Converts index to a file path including a parent dir name, which consists of the last four digits of the index.

Parameters:

index (int) – index.

Returns:

file path with a parent directory.

Return type:

str

class torchdistill.datasets.wrapper.BaseDatasetWrapper(org_dataset)[source]

A base dataset wrapper. This is a subclass of torch.utils.data.Dataset.

Parameters:

org_dataset (torch.utils.data.Dataset) – original dataset to be wrapped.

class torchdistill.datasets.wrapper.CacheableDataset(org_dataset, cache_dir_path, idx2subpath_func=None, ext='.pt')[source]

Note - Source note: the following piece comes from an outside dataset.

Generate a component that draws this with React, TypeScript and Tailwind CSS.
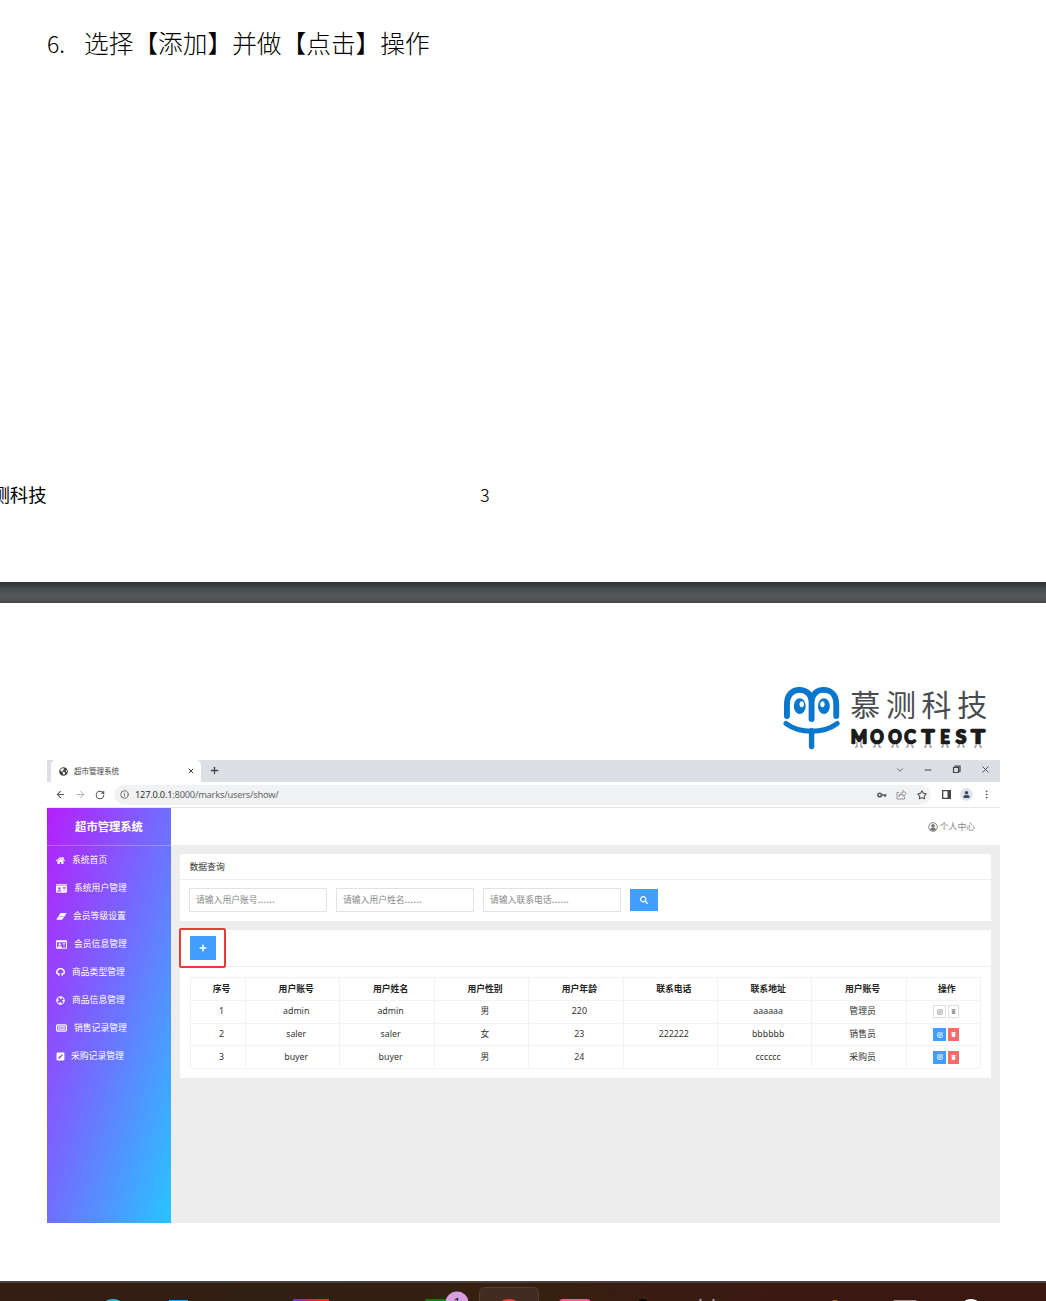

A dataset wrapper that additionally loads cached files in cache_dir_path if exists.

Parameters:
  • org_dataset (torch.utils.data.Dataset) – original dataset to be wrapped.

  • cache_dir_path (str) – cache directory path.

  • idx2subpath_func (Callable or None) – function to convert a sample index to a file path.

  • ext (str) – cache file extension.

class torchdistill.datasets.wrapper.CRDDatasetWrapper(org_dataset, num_negative_samples, mode, ratio)[source]

A dataset wrapper for Contrastive Representation Distillation (CRD).

Yonglong Tian, Dilip Krishnan, Phillip Isola: “Contrastive Representation Distillation” @ ICLR 2020 (2020)

Parameters:
  • org_dataset (torch.utils.data.Dataset) – original dataset to be wrapped.

  • num_negative_samples (int) – number of negative samples for CRD.

  • mode (str) – either ‘exact’ or ‘relax’.

  • ratio (float) – ratio of class-wise negative samples.

class torchdistill.datasets.wrapper.SSKDDatasetWrapper(org_dataset)[source]

A dataset wrapper for Self-Supervised Knowledge Distillation (SSKD).

Guodong Xu, Ziwei Liu, Xiaoxiao Li, Chen Change Loy: “Knowledge Distillation Meets Self-Supervision” @ ECCV 2020 (2020)

Parameters:

org_dataset (torch.utils.data.Dataset) – original dataset to be wrapped.